After laying relatively low for four years, the company is making waves with a buzzy expansion to D.C., a recent $330,000 round of funding and this new campaign. Why launch an ad campaign now? Three reasons, Goldenberg told us:
- The rebranding. Wash Cycle is using the campaign to push out its recent rebranding. It used some of its new funding to hire a sales and marketing team (Goldenberg herself joined the team in December from the Arden Theatre Company, where she ran marketing and PR) and did market analysis and customer surveys to help execute the rebranding effort. The rebranding was done by San Francisco-based, Philadelphia native Carly Hall Scott of Mama Bear Creative.
- The infrastructure upgrades. “We’ve increased our capacity with the addition of electric assist tricycles to our fleet, added new services such as Dry Cleaning, expanded delivery hours and updated the online customer experience,” she said. That means that Wash Cycle can handle an increase in customers.
- The weather.
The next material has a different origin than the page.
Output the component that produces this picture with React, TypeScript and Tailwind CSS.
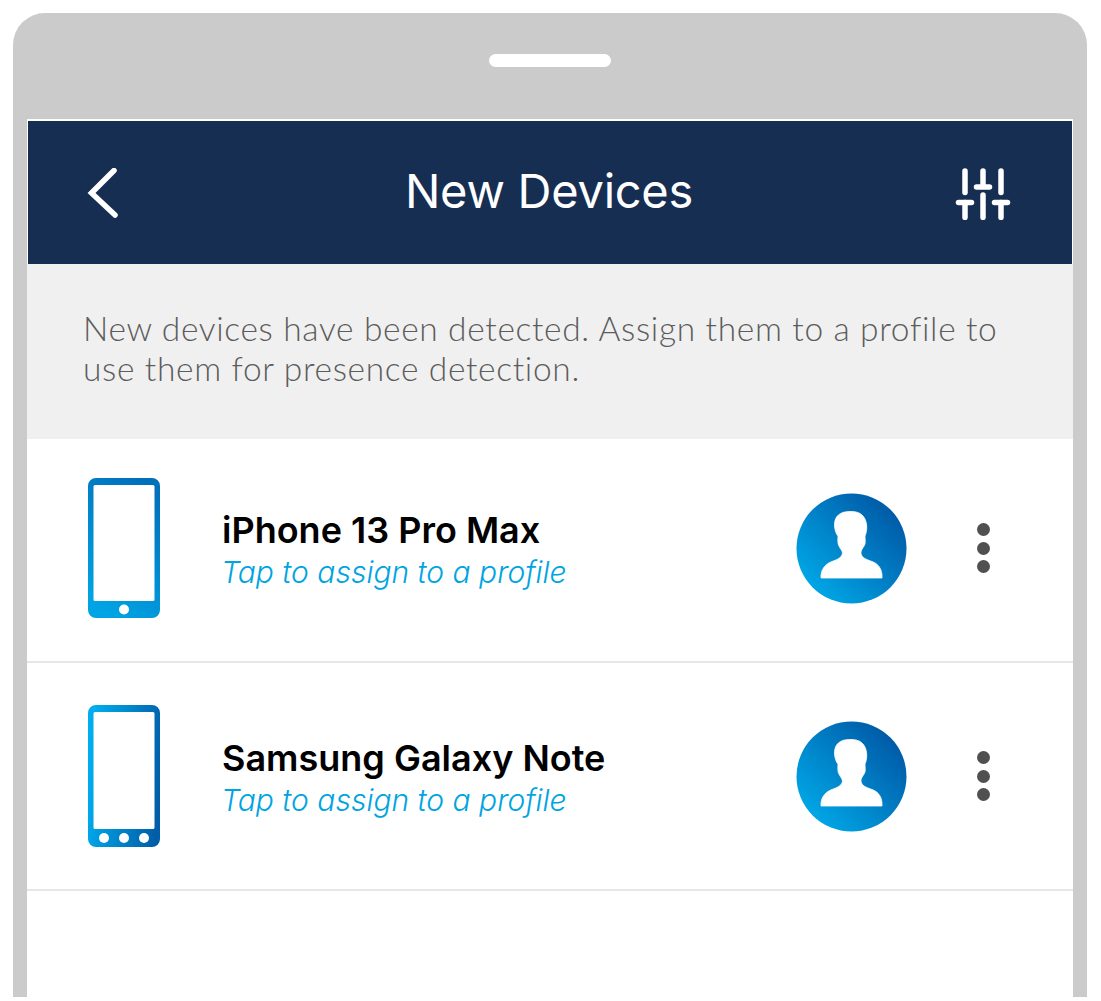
function Avatar({ id }: { id: string }) {
  return (
    <svg width="111" height="111" viewBox="0 0 111 111" className="shrink-0">
      <defs>
        <linearGradient id={id} x1="0.12" y1="0.9" x2="0.9" y2="0.15">
          <stop offset="0" stopColor="#00a9e8" />
          <stop offset="1" stopColor="#0059a6" />
        </linearGradient>
      </defs>
      <circle cx="55.5" cy="55.5" r="55" fill={`url(#${id})`} />
      <path
        d="M25 85 C24.5 77 29 71 36 68.5 C40 67 44.5 65.5 46 62 C47.5 58.5 44.5 56.5 43 53 C41.5 50.5 41.8 47 42 43 C40 41 38.5 36 38.5 32 C38.5 23 44 18.5 54 18.5 C64 18 70 23 70.7 33 C70.9 37 70 41 69 43 C69 47 70 50.5 68 53 C66 56.5 64 59 65.5 62 C67 65.5 72 67 76 68.5 C83 71 86.5 77 86 85 Z"
        fill="#fff"
        stroke="#fff"
        strokeWidth="0.8"
        strokeLinejoin="round"
      />
    </svg>
  );
}

function Dots() {
  return (
    <div className="flex flex-col gap-[5.5px]">
      <div className="w-[13px] h-[13px] rounded-full bg-[#505050]" />
      <div className="w-[13px] h-[13px] rounded-full bg-[#505050]" />
      <div className="w-[13px] h-[13px] rounded-full bg-[#505050]" />
    </div>
  );
}

function PhoneOne() {
  return (
    <svg width="74" height="142" viewBox="0 0 74 142" className="shrink-0">
      <defs>
        <linearGradient id="phone1" x1="0.7" y1="0" x2="0.3" y2="1">
          <stop offset="0" stopColor="#0070bb" />
          <stop offset="1" stopColor="#00a4e4" />
        </linearGradient>
      </defs>
      <path
        fillRule="evenodd"
        fill="url(#phone1)"
        d="M9 1 H65 A8 8 0 0 1 73 9 V133 A8 8 0 0 1 65 141 H9 A8 8 0 0 1 1 133 V9 A8 8 0 0 1 9 1 Z M8 8 A1.5 1.5 0 0 0 6.5 9.5 V122.5 A1.5 1.5 0 0 0 8 124 H66 A1.5 1.5 0 0 0 67.5 122.5 V9.5 A1.5 1.5 0 0 0 66 8 Z"
      />
      <circle cx="37" cy="132.5" r="5" fill="#fff" />
    </svg>
  );
}

function PhoneTwo() {
  return (
    <svg width="74" height="142" viewBox="0 0 74 142" className="shrink-0">
      <defs>
        <linearGradient id="phone2" x1="0" y1="0.4" x2="1" y2="0.6">
          <stop offset="0" stopColor="#00aeef" />
          <stop offset="1" stopColor="#005ea8" />
        </linearGradient>
      </defs>
      <path
        fillRule="evenodd"
        fill="url(#phone2)"
        d="M9 0 H65 A8 8 0 0 1 73 8 V134 A8 8 0 0 1 65 142 H9 A8 8 0 0 1 1 134 V8 A8 8 0 0 1 9 0 Z M8 7 A1.5 1.5 0 0 0 6.5 8.5 V122.5 A1.5 1.5 0 0 0 8 124 H66 A1.5 1.5 0 0 0 67.5 122.5 V8.5 A1.5 1.5 0 0 0 66 7 Z"
      />
      <circle cx="17" cy="133" r="5" fill="#fff" />
      <circle cx="37" cy="133" r="5" fill="#fff" />
      <circle cx="57" cy="133" r="5" fill="#fff" />
    </svg>
  );
}

function Row({ name, phone, id, h }: { name: string; phone: React.ReactNode; id: string; h: string }) {
  return (
    <div className={`flex items-center border-b-2 border-[#e6e6e6] pl-[60px] pr-[83px] ${h}`}>
      {phone}
      <div className="flex-1 pl-[61px] pt-[5px] flex flex-col">
        <div className="font-['Inter',sans-serif] font-semibold text-[36px] leading-[42px] text-black">{name}</div>
        <div className="-ml-px font-['Inter',sans-serif] font-light italic text-[30px] leading-[42px] text-[#00a4e0]">
          Tap to assign to a profile
        </div>
      </div>
      <Avatar id={id} />
      <div className="ml-[70px]">
        <Dots />
      </div>
    </div>
  );
}

export default function App() {
  return (
    <div className="w-[1101px] h-[1001px] bg-white pt-[13px] pl-[13px] overflow-hidden">
      <div className="w-[1074px] h-[984px] bg-[#cbcbcb] rounded-t-[32px] px-[14px] pt-[41px] flex flex-col">
        <div className="w-[122px] h-[13px] rounded-full bg-white self-center shrink-0" />
        <div className="mt-[52px] flex-1 bg-white border-t-2 border-white flex flex-col">
          <div className="h-[143px] mx-px bg-[#162e52] grid grid-cols-[1fr_auto_1fr] items-center pl-[59px] pr-[61px]">
            <svg width="32" height="50" viewBox="0 0 32 50" className="shrink-0">
              <path d="M27 2.5 L4.5 25 L28 47" fill="none" stroke="#fff" strokeWidth="5.5" strokeLinecap="round" strokeLinejoin="miter" />
            </svg>
            <div className="pb-[4px] font-['Inter',sans-serif] text-[47px] leading-[54px] text-white tracking-[-0.25px]">New Devices</div>
            <svg width="56" height="52" viewBox="0 0 56 52" className="shrink-0 mt-[2px] justify-self-end">
              <g stroke="#fff" strokeWidth="5.5" strokeLinecap="round" fill="none">
                <path d="M10 3 V24.5" />
                <path d="M28 3 V17" />
                <path d="M46 3 V24.5" />
                <path d="M21.5 19 H34.5" />
                <path d="M3.5 34.5 H16.5" />
                <path d="M39.5 34.5 H52.5" />
                <path d="M10 34.5 V49.5" />
                <path d="M28 27 V49.5" />
                <path d="M46 34.5 V49.5" />
              </g>
            </svg>
          </div>
          <div className="h-[175px] bg-[#f0f0f0] pl-[56px] pr-[60px] pt-[44px] font-['Lato',sans-serif] font-light text-[33.5px] leading-[40px] text-[#5c5c5c] tracking-[0.66px]">
            New devices have been detected. Assign them to a profile to use them for presence detection.
          </div>
          <Row name="iPhone 13 Pro Max" phone={<PhoneOne />} id="avatar1" h="h-[224px] pb-[4px]" />
          <Row name="Samsung Galaxy Note" phone={<PhoneTwo />} id="avatar2" h="h-[228px]" />
        </div>
      </div>
    </div>
  );
}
The spring is “historically a time when we see an increase in business,” she said.
Wash Cycle declined to share how much it was spending on the campaign but said that it “spent less on actual ad buys or printing than on contracting designers for branding and design.”
The Wash Cycle team is now 33 people strong, with about a third of those staffers being cyclists. It has three employees in D.C. and is looking to hire more there, Goldenberg said.